The self-assembling abilities of several pseudopeptidic macrocycles have been thoroughly studied both in the solid (SEM, TEM, FTIR) and in solution (NMR, UV, CD, FTIR) states. Detailed microscopy revealed large differences in the morphology of the self-assembling micro/nanostructures depending on the macrocyclic chemical structures. Self-assembly was triggered by the presence of additional methylene groups or by changing from para to meta geometry of the aromatic phenylene backbone moiety. More interestingly, the nature of the side chain also plays a fundamental role in some of the obtained nanostructures, thus producing structures from long fibers to hollow spheres. These nanostructures were obtained in different solvents and on different surfaces, thus implying that the chemical information for the self-assembly is contained in the molecular structure. Dilution NMR studies (chemical shift and self-diffusion rates) suggest the formation of incipient aggregates in solution by a combination of hydrogen-bonding and pi-pi interactions, thus implicating amide and aryl groups, respectively. Electronic spectroscopy further supports the pi-pi interactions because the compounds that lead to fibers show large hypochromic shifts in the UV spectra. Moreover, the fiber-forming macrocycles also showed a more intense CD signature. The hydrogen-bonding interactions within the nanostructures were also characterized by attenuated total-reflectance FTIR spectroscopy, which allowed us to monitor the complete transition from the solution to the dried nanostructure. Overall, we concluded that the self-assembly of this family of pseudopeptidic macrocycles is dictated by a synergic action of hydrogen-bonding and pi-pi interactions. The feasibility and geometrical disposition of these interactions finally render a hierarchical organization, which has been rationalized with a proposal of a model. The understanding of the process at the molecular level has allowed us to prepare hybrid soft materials.
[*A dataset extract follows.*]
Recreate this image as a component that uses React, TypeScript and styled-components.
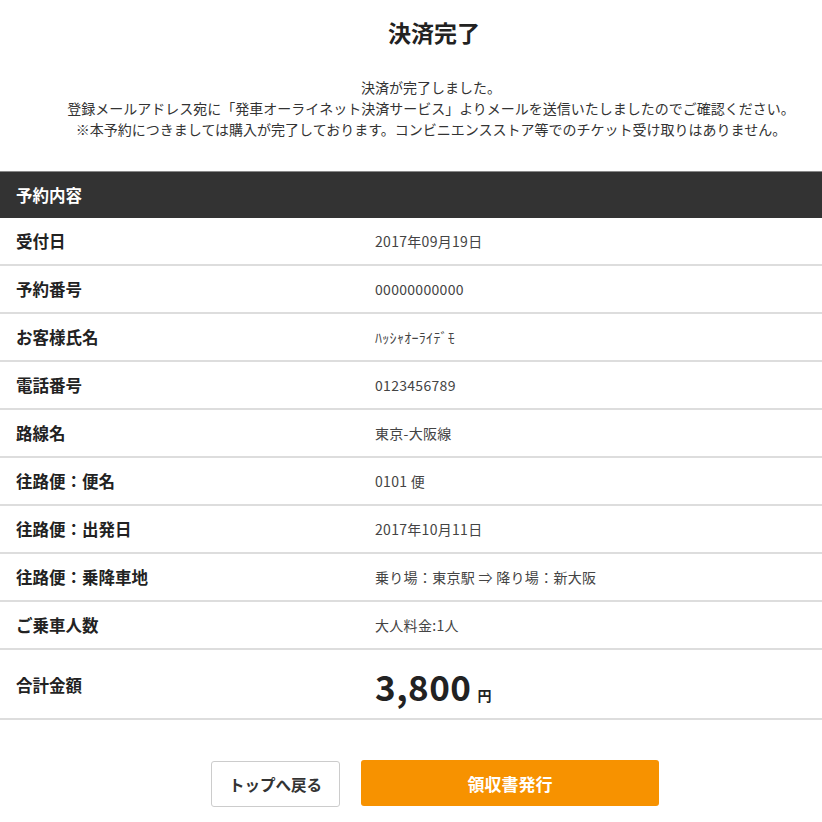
import React from "react";
import styled, { createGlobalStyle } from "styled-components";

const Global = createGlobalStyle`
  html, body { margin: 0; padding: 0; background: #fff; }
  body {
    font-family: "Noto Sans CJK JP", "Noto Sans", sans-serif;
    color: #333;
  }
`;

const Page = styled.div`
  width: 822px;
  display: flex;
  flex-direction: column;
`;

const Title = styled.h1`
  margin: 0;
  padding-top: 16px;
  font-size: 23px;
  line-height: 32px;
  font-weight: 700;
  text-align: center;
  padding-left: 46px;
  color: #222;
`;

const Intro = styled.div`
  margin-top: 29px;
  padding-left: 40px;
  text-align: center;
  font-size: 14px;
  line-height: 21px;
  color: #333;
`;

const Table = styled.div`
  margin-top: 31px;
  display: flex;
  flex-direction: column;
`;

const HeaderBar = styled.div`
  height: 47px;
  background: #333;
  border-top: 1px solid #888;
  box-sizing: border-box;
  display: flex;
  align-items: center;
  padding-left: 16px;
  color: #fff;
  font-weight: 700;
  font-size: 16.5px;
`;

const Row = styled.div<{ $tall?: boolean }>`
  display: grid;
  grid-template-columns: 375px 1fr;
  align-items: center;
  height: ${(p) => (p.$tall ? 70 : 48)}px;
  border-bottom: 2px solid #ddd;
  box-sizing: border-box;
  padding-top: ${(p) => (p.$tall ? 2 : 0)}px;
`;

const Label = styled.div`
  padding-left: 16px;
  font-size: 16.5px;
  font-weight: 700;
  color: #222;
`;

const Value = styled.div`
  font-size: 14px;
  color: #444;
  letter-spacing: 0.3px;
`;

const Amount = styled.div`
  display: flex;
  align-items: baseline;
  gap: 6px;
  color: #222;
`;

const Big = styled.span`
  font-size: 35px;
  font-weight: 700;
  letter-spacing: 0.5px;
`;

const Yen = styled.span`
  font-size: 14px;
  font-weight: 700;
`;

const Buttons = styled.div`
  display: flex;
  justify-content: center;
  gap: 21px;
  margin-top: 41px;
  padding-left: 48px;
  align-items: flex-start;
`;

const Button = styled.button<{ $primary?: boolean }>`
  font-family: inherit;
  height: 46px;
  border-radius: 3px;
  font-weight: 700;
  cursor: pointer;
  box-sizing: border-box;
  ${(p) =>
    p.$primary
      ? `
    width: 298px;
    background: #f79200;
    color: #fff;
    border: none;
    font-size: 17px;
    margin-top: -1px;
  `
      : `
    width: 129px;
    background: #fff;
    color: #333;
    border: 1px solid #ccc;
    font-size: 15.5px;
  `}
`;

const rows: [string, string][] = [
  ["受付日", "2017年09月19日"],
  ["予約番号", "00000000000"],
  ["お客様氏名", "ﾊｯｼｬｵｰﾗｲﾃﾞﾓ"],
  ["電話番号", "0123456789"],
  ["路線名", "東京-大阪線"],
  ["往路便：便名", "0101 便"],
  ["往路便：出発日", "2017年10月11日"],
  ["往路便：乗降車地", "乗り場：東京駅 ⇒ 降り場：新大阪"],
  ["ご乗車人数", "大人料金:1人"],
];

export default function App() {
  return (
    <>
      <Global />
      <Page>
        <Title>決済完了</Title>
        <Intro>
          決済が完了しました。
          <br />
          登録メールアドレス宛に「発車オーライネット決済サービス」よりメールを送信いたしましたのでご確認ください。
          <br />
          ※本予約につきましては購入が完了しております。コンビニエンスストア等でのチケット受け取りはありません。
        </Intro>
        <Table>
          <HeaderBar>予約内容</HeaderBar>
          {rows.map(([l, v]) => (
            <Row key={l}>
              <Label>{l}</Label>
              <Value>{v}</Value>
            </Row>
          ))}
          <Row $tall>
            <Label>合計金額</Label>
            <Amount>
              <Big>3,800</Big>
              <Yen>円</Yen>
            </Amount>
          </Row>
        </Table>
        <Buttons>
          <Button>トップへ戻る</Button>
          <Button $primary>領収書発行</Button>
        </Buttons>
      </Page>
    </>
  );
}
Designed folding of pseudopeptides: the transformation of a configurationally driven preorganization into a stereoselective multicomponent macrocyclization reaction.

The efficient synthesis of large-ring pseudopeptidic macrocycles through a multicomponent [2+2] reductive amination reaction is described. The reaction was entirely governed by the structural information contained in the corresponding open-chain pseudopeptidic bis(amidoamine) precursors, which have a rigid (R,R)-cyclohexane-1,2-diamine moiety. A remarkable match/mismatch relationship between the configurations of the chiral centers of the cyclic diamine and those of the peptidic frame was observed. The macrocyclic tetraimine intermediates have been studied in detail by NMR spectroscopy, circular dichroism (CD), and molecular modeling, and the results support the appropriate preorganization induced by the match combination of the chiral centers. We have also synthesized the corresponding open-chain bis(imine) model compounds. The structural studies (NMR spectroscopy, CD, modeling) of these systems showed an intrinsically lower reactivity of the mismatch combination, even when the product of the reaction was acyclic. In addition, a synergistic effect between the two chiral substructures for the correct folding of the molecules was observed. Finally, X-ray analysis of the HCl salt of one of the macrocycles showed an interesting pattern; the macrocyclic rings stack in columnar aggregates leaving large interstitial channels filled with water-solvated chloride anions.

Crystal structures of the HCl salts of pseudopeptidic macrocycles display “knobs into holes” hydrophobic interactions between aliphatic side chains

The crystal structures of three HCl salts of pseudopeptidic macrocycles show a H-bonding tubular stack of the rings, where the amino acidic side chains (Val, Leu, Ile) display an inter-columnar “knobs into holes” hydrophobic interaction pattern.